Обо всем этом, однако же, речь впереди; теперь же я чувствую себя обязанным подвести итоги тому, что видел в Петербурге в течение годичного пребывания в этом городе.
* * *Прежде всего я должен оговориться. Я заносил в свой «Дневник» далеко не все, что видел и что происходило со мною и вокруг меня. Во-первых, меня стесняли самые пределы «Дневника», а во-вторых, стесняло еще и то обстоятельство, что не только не обо всем можно, но не обо всем и удобно говорить, особенно в той чисто беллетристической форме, которую, по издавна вкоренившейся привычке, я усвоил своему труду.
Говорю прямо: я совершенно оставил без упоминовения некоторые категории людей и явлений, воспроизведение которых было бы далеко не лишним для характеристики нашего времени. Не одними Прокопами, Менандрами, Толстолобовыми и "православными жидами" наполнен мир; есть в этом мире и иные люди, с иными физиономиями и иному делу посвящающие свою жизнь. Составляя почти незаметное меньшинство, эти люди тем не менее слишком часто служат темой для общественного говора, чтобы можно было их игнорировать. Почему же я ни одним словом не упомянул об них?
Оправдание мое, однако же, проще, нежели можно ожидать с первого взгляда. Прежде всего, не эти люди и не эти явления сообщают общий тон жизни; а потом – это не люди, а жертвы, правдивая оценка которых, вследствие известных условий, не принадлежит настоящему.

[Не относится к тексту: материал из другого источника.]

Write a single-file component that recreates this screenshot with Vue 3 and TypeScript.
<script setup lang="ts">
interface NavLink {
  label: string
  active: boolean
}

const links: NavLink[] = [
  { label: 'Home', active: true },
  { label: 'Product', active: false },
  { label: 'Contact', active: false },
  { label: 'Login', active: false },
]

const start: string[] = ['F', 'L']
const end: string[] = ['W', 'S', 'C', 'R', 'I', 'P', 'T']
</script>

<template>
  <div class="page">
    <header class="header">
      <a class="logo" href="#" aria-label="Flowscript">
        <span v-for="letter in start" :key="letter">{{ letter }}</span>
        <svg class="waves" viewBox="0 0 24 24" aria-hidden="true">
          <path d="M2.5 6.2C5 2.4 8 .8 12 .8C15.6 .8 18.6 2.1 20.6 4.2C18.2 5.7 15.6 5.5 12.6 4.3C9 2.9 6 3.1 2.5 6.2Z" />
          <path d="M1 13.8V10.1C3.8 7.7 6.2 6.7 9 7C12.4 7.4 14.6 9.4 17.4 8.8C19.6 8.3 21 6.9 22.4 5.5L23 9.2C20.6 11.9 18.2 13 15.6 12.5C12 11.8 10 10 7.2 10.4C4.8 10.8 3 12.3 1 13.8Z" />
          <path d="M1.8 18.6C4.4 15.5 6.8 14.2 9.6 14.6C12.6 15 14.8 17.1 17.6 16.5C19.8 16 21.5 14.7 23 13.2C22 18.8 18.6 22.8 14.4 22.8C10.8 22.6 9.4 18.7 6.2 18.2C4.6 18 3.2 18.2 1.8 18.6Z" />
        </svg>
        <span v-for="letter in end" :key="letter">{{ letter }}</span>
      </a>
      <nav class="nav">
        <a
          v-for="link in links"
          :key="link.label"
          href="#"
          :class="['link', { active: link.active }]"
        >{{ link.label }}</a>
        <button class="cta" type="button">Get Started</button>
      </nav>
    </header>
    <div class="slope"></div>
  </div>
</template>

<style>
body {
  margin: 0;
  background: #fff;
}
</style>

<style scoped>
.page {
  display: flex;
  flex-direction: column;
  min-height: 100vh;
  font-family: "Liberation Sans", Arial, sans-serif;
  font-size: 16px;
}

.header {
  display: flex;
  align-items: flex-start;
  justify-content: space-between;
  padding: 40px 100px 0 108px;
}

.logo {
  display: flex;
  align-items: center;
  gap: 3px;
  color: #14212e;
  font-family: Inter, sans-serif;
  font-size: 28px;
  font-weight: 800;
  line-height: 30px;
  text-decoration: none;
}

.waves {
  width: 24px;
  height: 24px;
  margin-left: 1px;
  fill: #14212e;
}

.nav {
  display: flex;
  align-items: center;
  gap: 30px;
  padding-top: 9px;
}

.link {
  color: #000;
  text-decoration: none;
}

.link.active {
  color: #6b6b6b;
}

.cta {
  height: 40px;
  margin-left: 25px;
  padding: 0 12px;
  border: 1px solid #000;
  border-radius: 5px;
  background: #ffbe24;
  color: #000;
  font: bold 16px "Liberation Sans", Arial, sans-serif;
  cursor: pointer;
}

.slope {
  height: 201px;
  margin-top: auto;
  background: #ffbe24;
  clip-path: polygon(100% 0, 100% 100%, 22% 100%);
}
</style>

Существуют два вида подобных людей и явлений: один, к которому можно относиться апологетически, но неудобно отнестись критически; другой – к которому можно сколько угодно относиться критически, но неудобно отнестись апологетически. Каким образом и откуда произошло это сидение между двух стульев, делающее немыслимою спокойную оценку явлений и фактов, совершающихся у всех на глазах, – я не знаю (то есть, быть может, и знаю, но скромность так уже въелась в мою природу, что я прямо пишу: не знаю), но что оно существует – этого даже клейменый лжец не отвергнет. Зачем же я буду садиться между двух стульев? зачем я буду стремиться занять позицию, на которой – я знаю это наверно – рано или поздно, тем или другим способом, но провалюсь?